I let out a few sighs. The way my bank account was set up after a shopping spree and the way my stomach was set up after a full week of drinking, I attempted to dodge the invite via text: “Where y’all picking up at? I’m at IKEA so I might be a minute.” Ineffective, she sent the location (in Google maps), followed up with the required smart waiver and a series of texts that read: “Okay! Just be there by 2:15! Pick up a six-pack on the way. You can meet us.”
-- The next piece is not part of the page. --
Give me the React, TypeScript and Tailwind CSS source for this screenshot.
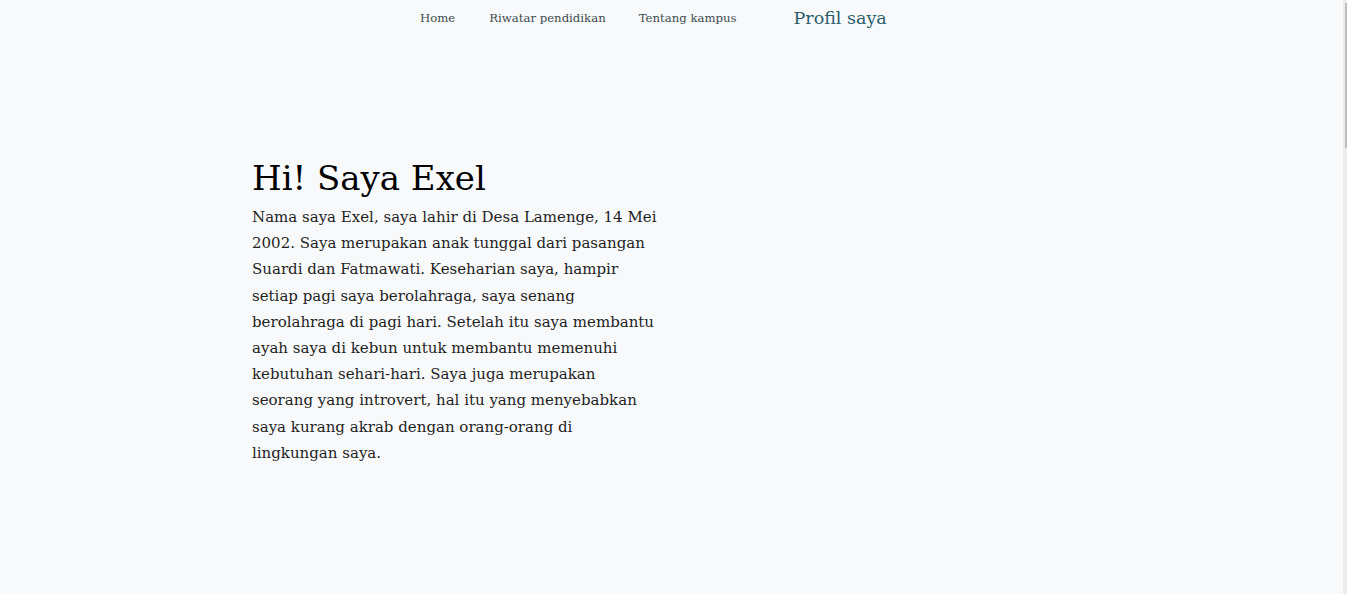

There was no way I was getting out of this. Can I use the “I’m black and what about my hair excuse?” Nope. Even though Hurricane Matthew was in full effect, I hadn’t gotten my hair done in weeks. While contemplating, I read through the texts and noted: We have extra jackets and ponchos. P.S. the trolley is completely covered. They have tarp walls. I scarfed a few Swedish meatballs — after all, that was certainly a priority — packed my large purchase in my car and headed to NoDa for a rainy-day pub crawl.
For months, my friends and I had contemplated setting up a day drinking excursion with Trolley Pub Charlotte but kept putting it off. And now, I had the opportunity to give it a whirl — for free! I turned my frown right side ‘round and prepared for the need to rally.
Once I arrived at the first stop — Heist Brewery — John and Vincent greeted me with a warm smile, took a look at my waiver, snapped a group pic and next thing you know I was straddling a bicycle seat with a beer in hand. The only rules? You have to be buckled in when the trolley was in motion and you can’t put your foot on the ground with a drink in your hand. Fair enough.
We pedaled from Heist to Free Range Brewery and ended the tour at Jack Beagles, where my friends tried to force me to take a whiskey pickle back shot. Have you ever had one? On top of six beers? That wasn’t happening. And after I figured out that I didn’t actually have to pedal, I realized I was having a really good time.
Considering Trolley Pub Charlotte for your next outing in the Q.C.? Here are a few pro tips:
1. BYOB for rides between stops. Beer or wine, plastic or can and you’re good to go.
2. Prepare for the weather. Hurricane Matthew is over, but who knows what the weather will be like for your crawl.
3. Be strategic with your crawl. You’ll want to enjoy being able to drink and ride while also hitting up some cool spots. Find balance between distance and quality breweries.